Each token is a text word or group of punctuators.
Some tokens are constrained to consist of a single instance of specialized characters like braces, brackets, and such. Often the transition between characters
and white space are taken as token boundaries, but many special cases have been incorporated over years of use.
The tokenizer collects quoted strings and comments as
single tokens, independent of their contents. You can ask the tokenizer to return or to throw away comment tokens. Aside from comments and white space, the tokenizer
promises to return all the input stream's characters, in the order provided by the source. What it does is to segregate them into words called tokens. Thus it
removes all textual structure of the source while preserving it's compilable information.
For code analysis we collect tokens into grammatical sequences, called SemiExpressions, by terminating the collection on semicolons, curly braces, or newlines
if the line starts with "#". Each of these collections is usually sufficient to detect a single grammatical construct without including tokens from
the next grammatical entity. If we are parsing XML text then we use a package called XmlParts which has similar responsibilities to the SemiExpression package.
The Parser package uses the scanner to collect token sequences for analysis. It is essentially a container of rule detectors that implement an IRule interface.
Parser simply feeds the current token sequence to each rule in an internal rule container. When that is complete it requests another token sequence and repeats
until there is nothing more to collect.
The Parser doesn't need to know anything about how its token sequences are collected nor how a rule will handle the sequence. It is simply a traffic cop that
supplies the rules with what they need. Each rule has a collection of actions. When the rule is satisfied by a token collection it invokes its actions. It
is up to the action to decide what to do with the information contained in the token sequence when its rule fires. Each action is handed a reference to a
data repository to store and retrieve information to carry out its task. Note that the rules don't need to know what the actions do and the actions don't
even know the rules exist. They just do their thing when asked.
For each parsing application, the only things that need to change are the rules and actions, the ConfigureParser builder that assembles the analyzer's parts,
the Repository and Display. All the complex parts - tokenizer, SemiExpression, and Parser don't need to change at all. The rules and actions will probably be
modeled after already existing rules and actions, so reuse in a new application is fairly straight forward.
Typical Output:
We show, in the command window, the results of running a simple rule set in the parser. This set has just a few rules that detect when a function is defined,
record the starting line number, and keep track of the current scope, using the ScopeStack shown in the class diagram near the Repository.

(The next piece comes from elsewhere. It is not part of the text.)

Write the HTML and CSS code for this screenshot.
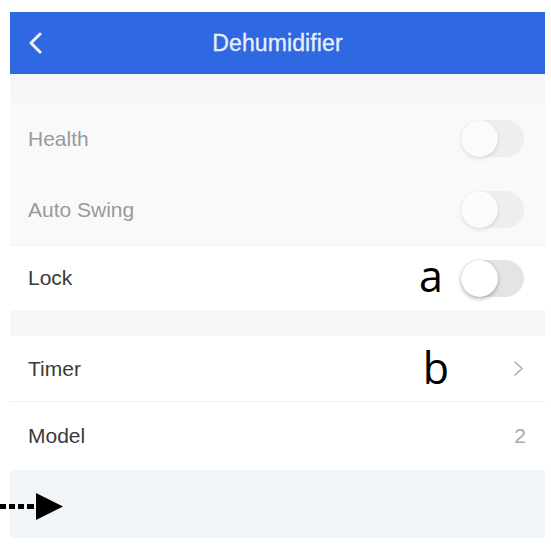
FILE: index.html
```html
<!DOCTYPE html>
<html lang="en">
<head>
<meta charset="utf-8">
<title>Dehumidifier</title>
<link rel="stylesheet" href="styles.css">
</head>
<body>
<div class="screen">
  <header class="nav">
    <span class="back">
      <svg width="16" height="22" viewBox="0 0 16 22"><polyline points="12,2 3,11 12,20" fill="none" stroke="#eef2fd" stroke-width="3" stroke-linecap="round" stroke-linejoin="round"/></svg>
    </span>
    <h1 class="title">Dehumidifier</h1>
    <span class="nav-side"></span>
  </header>

  <div class="gap gap-top"></div>

  <section class="group group-disabled">
    <div class="row row-tall">
      <span class="label">Health</span>
      <span class="switch"><span class="knob"></span></span>
    </div>
    <div class="row row-tall">
      <span class="label">Auto Swing</span>
      <span class="switch"><span class="knob"></span></span>
    </div>
  </section>

  <section class="group">
    <div class="row row-lock">
      <span class="label">Lock</span>
      <span class="trail">
        <span class="mark mark-a">a</span>
        <span class="switch"><span class="knob"></span></span>
      </span>
    </div>
  </section>

  <div class="gap gap-mid"></div>

  <section class="group">
    <div class="row row-timer sep">
      <span class="label">Timer</span>
      <span class="trail">
        <span class="mark mark-b">b</span>
        <svg class="chev" width="11" height="17" viewBox="0 0 11 17"><polyline points="2,2 9,8.5 2,15" fill="none" stroke="#adadad" stroke-width="1.6" stroke-linecap="round" stroke-linejoin="round"/></svg>
      </span>
    </div>
    <div class="row row-model">
      <span class="label">Model</span>
      <span class="value">2</span>
    </div>
  </section>

  <div class="bottom-area"></div>

  <svg class="pointer" width="66" height="30" viewBox="0 0 66 30">
    <rect x="0" y="13" width="6" height="5" fill="#000"/>
    <rect x="9" y="13" width="6" height="5" fill="#000"/>
    <rect x="18" y="13" width="6" height="5" fill="#000"/>
    <rect x="27" y="13" width="7" height="5" fill="#000"/>
    <polygon points="36,2 63,15.5 36,29" fill="#000"/>
  </svg>
</div>
</body>
</html>
```

FILE: styles.css
```css
* { box-sizing: border-box; }

html, body {
  margin: 0;
  padding: 0;
  background: #ffffff;
}

body {
  font-family: "Liberation Sans", Arial, sans-serif;
  width: 551px;
  height: 548px;
  overflow: hidden;
}

.screen {
  position: relative;
  margin: 12px 0 0 10px;
  width: 535px;
  display: flex;
  flex-direction: column;
}

.nav {
  height: 62px;
  background: #2f69e2;
  display: flex;
  align-items: center;
  padding: 0 16px;
}

.back {
  width: 40px;
  display: flex;
  align-items: center;
  padding-left: 2px;
}

.nav-side { width: 40px; }

.title {
  flex: 1;
  margin: 0;
  text-align: center;
  color: #e9effc;
  font-size: 23px;
  font-weight: normal;
  letter-spacing: 0.1px;
  -webkit-text-stroke: 0.3px #e9effc;
}

.gap { background: #f5f6f7; }
.gap-top { height: 29px; }
.gap-mid { height: 26px; }

.group { background: #ffffff; }
.group-disabled { background: #f9f9fa; }

.row {
  display: flex;
  align-items: center;
  justify-content: space-between;
  padding: 0 21px 0 18px;
}

.row-tall { height: 71px; }
.row-lock { height: 65px; border-top: 1px solid #f1f1f1; }
.row-timer { height: 66px; padding-right: 20px; }
.row-model { height: 68px; padding-right: 19px; }
.sep { border-bottom: 1px solid #f0f0f0; }

.label {
  font-size: 21px;
  color: #3a3a3a;
}

.group-disabled .label { color: #9a9a9a; }

.trail {
  display: flex;
  align-items: center;
}

.mark {
  font-family: "Open Sans", "Liberation Sans", sans-serif;
  font-size: 43px;
  line-height: 1;
  color: #000;
}

.mark-a { margin-right: 18px; margin-top: -6px; }
.mark-b { margin-right: 64px; margin-top: -2px; }

.chev { display: block; margin-right: 1px; }

.value {
  font-size: 21px;
  color: #a9a9a9;
}

.switch {
  position: relative;
  width: 63px;
  height: 37px;
  border-radius: 19px;
  background: #e4e4e4;
  display: block;
}

.knob {
  position: absolute;
  left: 0;
  top: 0;
  width: 37px;
  height: 37px;
  border-radius: 50%;
  background: #ffffff;
  box-shadow: 0 2px 4px rgba(0, 0, 0, 0.28), 0 0 1px rgba(0, 0, 0, 0.2);
}

.group-disabled .switch { background: #eeeeee; }
.group-disabled .knob {
  background: #fbfbfb;
  box-shadow: 0 2px 4px rgba(0, 0, 0, 0.1), 0 0 1px rgba(0, 0, 0, 0.08);
}

.bottom-area {
  height: 68px;
  background: #f3f6f9;
}

.pointer {
  position: absolute;
  left: -10px;
  top: 479px;
}
```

When the code sequence leaves the function's scope that line number is also recorded, so we can tell how many text lines are used by the function's
definition.
Our research group has used the Parser as the analysis engine for dependency analysis, code restructuring, and some code visualization. This Parser
design has allowed us to focus on asking and answering questions about code rather than the details of its syntactical analysis.
Source Code:
This parser implementation is written in C++ using Visual Studio 2012. It should port, with little difficulty, to Gnu gcc to run on Linux, for example.

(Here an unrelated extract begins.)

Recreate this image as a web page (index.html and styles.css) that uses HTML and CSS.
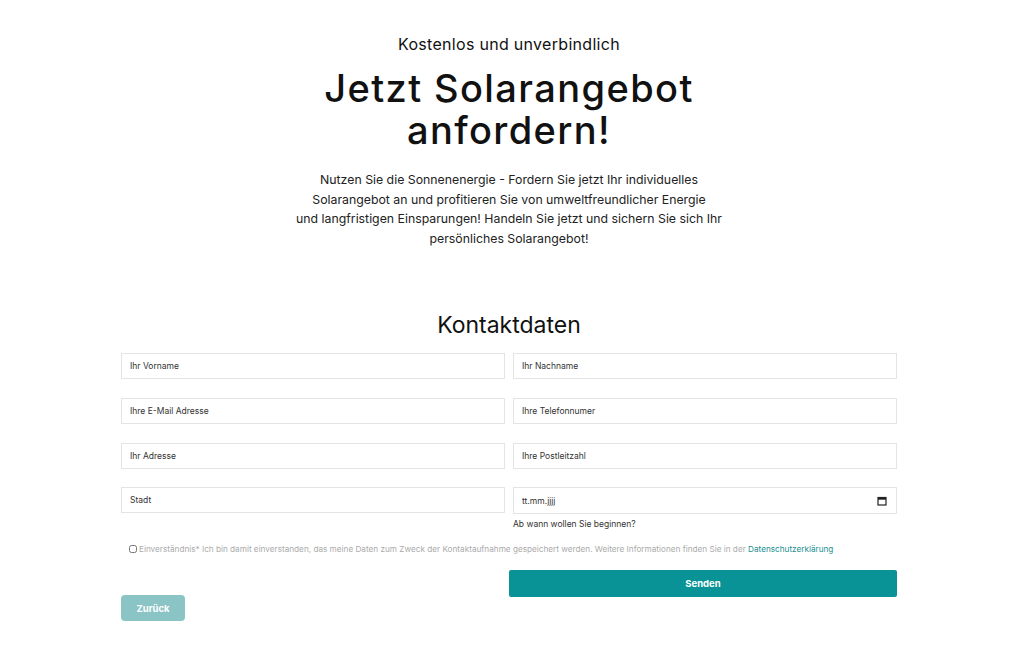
FILE: index.html
```html
<!DOCTYPE html>
<html lang="de">
<head>
    <meta charset="UTF-8">
    <meta name="viewport" content="width=device-width, initial-scale=1.0">
    <title>Solarangebot anfordern</title>
    <link rel="stylesheet" href="styles.css">
</head>
<body>
    <div class="page">
        <section class="intro">
            <h2 class="kicker">Kostenlos und unverbindlich</h2>
            <h1 class="title">Jetzt Solarangebot anfordern!</h1>
            <p class="lead">Nutzen Sie die Sonnenenergie - Fordern Sie jetzt Ihr individuelles<br>
                Solarangebot an und profitieren Sie von umweltfreundlicher Energie<br>
                und langfristigen Einsparungen! Handeln Sie jetzt und sichern Sie sich Ihr<br>
                persönliches Solarangebot!</p>
        </section>

        <form class="contact-form" onsubmit="return false">
            <h2 class="form-title">Kontaktdaten</h2>

            <div class="field-grid">
                <input type="text" class="field" placeholder="Ihr Vorname">
                <input type="text" class="field" placeholder="Ihr Nachname">
                <input type="email" class="field" placeholder="Ihre E-Mail Adresse">
                <input type="tel" class="field" placeholder="Ihre Telefonnumer">
                <input type="text" class="field" placeholder="Ihr Adresse">
                <input type="text" class="field" placeholder="Ihre Postleitzahl">
                <input type="text" class="field" placeholder="Stadt">
                <div class="date-group">
                    <label class="field date-field">
                        <input type="text" class="date-input" placeholder="tt.mm.jjjj">
                        <svg class="date-icon" width="10" height="10" viewBox="0 0 10 10" aria-hidden="true">
                            <rect x="1" y="1.5" width="8" height="7.5" fill="none" stroke="#222" stroke-width="1.2"/>
                            <rect x="1" y="1.5" width="8" height="2.2" fill="#222"/>
                        </svg>
                    </label>
                    <span class="field-hint">Ab wann wollen Sie beginnen?</span>
                </div>
            </div>

            <label class="consent">
                <input type="checkbox" class="consent-box">
                <span>Einverständnis* Ich bin damit einverstanden, das meine Daten zum Zweck der Kontaktaufnahme gespeichert werden. Weitere Informationen finden Sie in der <a href="#" class="consent-link">Datenschutzerklärung</a></span>
            </label>

            <div class="actions">
                <button type="button" class="btn btn-back">Zurück</button>
                <button type="submit" class="btn btn-send">Senden</button>
            </div>
        </form>
    </div>
</body>
</html>
```

FILE: styles.css
```css
body {
    margin: 0;
    padding: 0;
    font-family: 'Inter', 'Lato', sans-serif;
    color: #111111;
    background-color: white;
}

.page {
    max-width: 776px;
    margin: 0 auto;
    padding: 33px 6px 60px 0;
}

/* Intro */
.intro {
    text-align: center;
}

.kicker {
    margin: 0;
    font-size: 16px;
    font-weight: 400;
    line-height: 22px;
    letter-spacing: 0.3px;
}

.title {
    margin: 12px auto 0;
    max-width: 460px;
    font-size: 38px;
    font-weight: 500;
    line-height: 42px;
    letter-spacing: 1.4px;
}

.lead {
    margin: 19px auto 0;
    max-width: 460px;
    font-size: 12.3px;
    line-height: 19.6px;
    color: #222222;
}

/* Form */
.contact-form {
    margin-top: 62px;
}

.form-title {
    margin: 0 0 13px;
    text-align: center;
    font-size: 23px;
    font-weight: 400;
    line-height: 30px;
}

.field-grid {
    display: grid;
    grid-template-columns: 1fr 1fr;
    column-gap: 8px;
    row-gap: 18.6px;
}

.field {
    box-sizing: border-box;
    height: 26px;
    width: 100%;
    margin: 0;
    padding: 0 8px;
    border: 1px solid #e4e4e4;
    border-radius: 0;
    font-family: inherit;
    font-size: 8.5px;
    color: #333333;
    background: white;
    outline: none;
}

.field::placeholder {
    color: #333333;
}

.date-group {
    display: flex;
    flex-direction: column;
}

.date-field {
    display: flex;
    align-items: center;
    height: 27px;
}

.date-input {
    flex-grow: 1;
    border: none;
    padding: 0;
    font-family: inherit;
    font-size: 8.5px;
    outline: none;
}

.date-input::placeholder {
    color: #333333;
}

.date-icon {
    margin-right: 1px;
}

.field-hint {
    margin-top: 5px;
    font-size: 8.5px;
    color: #333333;
}

.consent {
    display: flex;
    align-items: center;
    gap: 2px;
    margin: 15px 0 0 8px;
    font-size: 8.2px;
    color: #ababab;
}

.consent-box {
    width: 8px;
    height: 8px;
    margin: 0;
}

.consent-link {
    color: #1b8f92;
    text-decoration: none;
}

.actions {
    display: flex;
    justify-content: space-between;
    align-items: flex-start;
    margin-top: 16px;
}

.btn {
    border: none;
    color: white;
    font-family: inherit;
    font-size: 9.5px;
    font-weight: 700;
    cursor: pointer;
}

.btn-back {
    width: 64px;
    height: 26px;
    margin-top: 25px;
    border-radius: 4px;
    background-color: #8ac4c4;
}

.btn-send {
    width: 388px;
    height: 27px;
    border-radius: 2px;
    background-color: #0a9396;
}
```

You will find several projects in the VS solution. You may wish to start with the Parser project which runs out of a test stub main in the parser package.
One of my doctoral advisees, Dr. Murat Gungor (completed 2006), built the first rule set that analyzes the complete C++ scope tree. Murat used that
to investigate the structure of a large software system, looking for structural defects. This work
was published at SERP05. A current doctoral
advisee, Mehmet Kaya, has built a rule base, also for the C++ scope tree, that is used with the most recent version of the parser. He has been using
that to develop new ways of restructuring C++ source code to improve its structure and maintainability. Here is a Syracuse University
Technical Report describing that work.
Conclusions:
Of hundreds of design and implementation projects I've done over many years, this Parser is the one of which I am most pleased.
It does a fairly complex job with simple parts. It uses interfaces: ITokenCollection, IRule, IAction, and IBuilder to
decouple all the important parts so the design is very robust under change. It serves as a nice illustration of polymorphism and the four object-oriented class
relationships: inheritance, composition, aggregation, and using. And, it has been used successfully in several research activities and many classroom projects.